The King's Answer to the Propositions lately sent Him.
His Majesty's Answer to the Propositions presented to Him from the Lords and Commons assembled in the Parliament of England at Westm. and the Commissioners of the Parliament of Scotland now at London; to be delivered to the Lords and Commons assembled in the Parliament of England at Westm. and the Commissioners of the Parliament of Scotland now at London.
The King's Answer to the Propositions about Peace.
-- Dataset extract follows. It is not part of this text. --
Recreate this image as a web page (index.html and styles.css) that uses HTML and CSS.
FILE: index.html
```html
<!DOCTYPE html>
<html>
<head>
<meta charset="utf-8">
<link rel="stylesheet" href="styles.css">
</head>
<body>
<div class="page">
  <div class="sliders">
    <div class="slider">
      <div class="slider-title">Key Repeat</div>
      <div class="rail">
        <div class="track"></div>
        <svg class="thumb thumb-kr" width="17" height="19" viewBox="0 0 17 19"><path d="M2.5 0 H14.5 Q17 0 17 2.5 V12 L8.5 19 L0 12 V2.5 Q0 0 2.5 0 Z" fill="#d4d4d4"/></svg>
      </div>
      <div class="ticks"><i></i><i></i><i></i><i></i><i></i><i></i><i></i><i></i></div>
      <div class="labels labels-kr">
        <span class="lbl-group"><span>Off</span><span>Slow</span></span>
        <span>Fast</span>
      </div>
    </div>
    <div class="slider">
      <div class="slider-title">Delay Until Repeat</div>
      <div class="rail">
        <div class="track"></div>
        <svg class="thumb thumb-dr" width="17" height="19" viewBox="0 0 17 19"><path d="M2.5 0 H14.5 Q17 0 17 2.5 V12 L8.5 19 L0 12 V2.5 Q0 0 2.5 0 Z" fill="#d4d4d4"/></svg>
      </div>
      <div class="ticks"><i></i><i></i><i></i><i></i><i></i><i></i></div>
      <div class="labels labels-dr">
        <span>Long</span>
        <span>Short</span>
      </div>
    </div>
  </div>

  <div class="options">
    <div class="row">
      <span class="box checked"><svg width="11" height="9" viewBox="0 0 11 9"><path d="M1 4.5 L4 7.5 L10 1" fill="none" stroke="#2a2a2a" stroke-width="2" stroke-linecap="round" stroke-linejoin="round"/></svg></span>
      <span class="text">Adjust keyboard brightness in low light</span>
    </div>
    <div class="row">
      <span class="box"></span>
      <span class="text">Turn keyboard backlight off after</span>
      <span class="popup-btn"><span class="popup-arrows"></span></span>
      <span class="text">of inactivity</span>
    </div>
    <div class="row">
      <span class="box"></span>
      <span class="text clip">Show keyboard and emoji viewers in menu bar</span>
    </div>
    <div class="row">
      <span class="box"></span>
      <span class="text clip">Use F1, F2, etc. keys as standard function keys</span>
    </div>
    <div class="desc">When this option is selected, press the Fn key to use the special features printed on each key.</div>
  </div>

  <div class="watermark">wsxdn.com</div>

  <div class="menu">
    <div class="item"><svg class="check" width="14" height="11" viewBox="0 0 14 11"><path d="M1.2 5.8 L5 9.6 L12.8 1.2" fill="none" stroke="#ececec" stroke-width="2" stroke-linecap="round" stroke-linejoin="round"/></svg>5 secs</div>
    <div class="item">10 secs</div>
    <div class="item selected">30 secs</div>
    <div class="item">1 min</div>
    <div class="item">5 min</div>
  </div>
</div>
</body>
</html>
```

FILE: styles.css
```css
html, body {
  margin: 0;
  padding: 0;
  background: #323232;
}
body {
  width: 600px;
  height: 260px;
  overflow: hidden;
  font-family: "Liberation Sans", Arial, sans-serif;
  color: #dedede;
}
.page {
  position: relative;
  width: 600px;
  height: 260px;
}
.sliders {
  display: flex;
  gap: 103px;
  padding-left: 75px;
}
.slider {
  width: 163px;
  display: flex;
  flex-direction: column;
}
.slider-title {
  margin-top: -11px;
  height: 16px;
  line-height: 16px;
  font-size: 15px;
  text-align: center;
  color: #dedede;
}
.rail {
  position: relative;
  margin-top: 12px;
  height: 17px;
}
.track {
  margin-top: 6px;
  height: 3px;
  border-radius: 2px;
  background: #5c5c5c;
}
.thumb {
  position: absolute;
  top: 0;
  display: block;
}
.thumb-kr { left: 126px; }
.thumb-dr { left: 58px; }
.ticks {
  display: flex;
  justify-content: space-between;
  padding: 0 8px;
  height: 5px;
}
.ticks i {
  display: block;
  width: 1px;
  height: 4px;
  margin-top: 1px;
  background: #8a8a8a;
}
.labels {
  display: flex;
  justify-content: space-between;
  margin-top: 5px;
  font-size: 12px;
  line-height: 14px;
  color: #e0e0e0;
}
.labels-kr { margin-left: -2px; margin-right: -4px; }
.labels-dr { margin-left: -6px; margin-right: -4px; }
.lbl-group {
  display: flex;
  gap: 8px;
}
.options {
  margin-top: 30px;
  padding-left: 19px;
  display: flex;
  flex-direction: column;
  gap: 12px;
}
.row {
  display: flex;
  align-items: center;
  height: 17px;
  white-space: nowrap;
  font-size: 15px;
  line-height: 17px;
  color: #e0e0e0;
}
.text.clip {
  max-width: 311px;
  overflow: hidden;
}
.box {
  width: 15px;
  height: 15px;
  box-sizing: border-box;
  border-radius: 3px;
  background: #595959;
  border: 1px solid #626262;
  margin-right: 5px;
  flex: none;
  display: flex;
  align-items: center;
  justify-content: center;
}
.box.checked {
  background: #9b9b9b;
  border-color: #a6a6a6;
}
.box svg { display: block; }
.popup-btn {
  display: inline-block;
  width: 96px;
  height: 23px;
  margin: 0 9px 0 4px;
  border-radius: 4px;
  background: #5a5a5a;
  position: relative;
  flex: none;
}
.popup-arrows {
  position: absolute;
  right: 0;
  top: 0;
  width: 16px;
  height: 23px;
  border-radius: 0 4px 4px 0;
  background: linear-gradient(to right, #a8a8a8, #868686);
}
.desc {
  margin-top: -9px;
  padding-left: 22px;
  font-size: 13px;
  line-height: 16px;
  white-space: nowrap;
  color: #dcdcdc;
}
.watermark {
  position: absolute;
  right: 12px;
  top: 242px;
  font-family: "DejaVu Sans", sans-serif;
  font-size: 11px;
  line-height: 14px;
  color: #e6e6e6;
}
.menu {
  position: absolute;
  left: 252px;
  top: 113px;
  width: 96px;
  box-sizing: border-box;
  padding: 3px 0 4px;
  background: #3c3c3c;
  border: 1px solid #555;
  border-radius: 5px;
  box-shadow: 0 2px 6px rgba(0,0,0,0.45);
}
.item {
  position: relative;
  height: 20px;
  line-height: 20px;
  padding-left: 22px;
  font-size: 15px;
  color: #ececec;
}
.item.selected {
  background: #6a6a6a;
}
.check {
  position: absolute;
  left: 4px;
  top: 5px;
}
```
"His Majesty hath seriously considered the Propositions, and finds it very difficult, in respect they import so great an Alteration in Government both in Church and State, to return a particular and positive Answer, before a full Debate, wherein those Propositions, and all the necessary Explanations and Reasons for assenting, dissenting, or qualifying, and all Inconveniencies and Mischiefs which may ensue, and cannot otherwise be so well foreseen, may be discussed and weighed: His Majesty therefore proposeth and desireth, as the best Expedient for Peace, that you will appoint such Number of Persons as you shall think fit, to treat with the like Number of Persons to be appointed by His Majesty upon the said Propositions, and such other Things as shall be proposed by His Majesty for the Preservation and Defence of the Protestant Religion (with due Regard to the Ease of tender Consciences, as His Majesty hath often offered), the Rights of the Crown, the Liberty and Property of the Subject, and the Privileges of Parliament; and, upon the whole Matter, to conclude a happy and blessed Peace.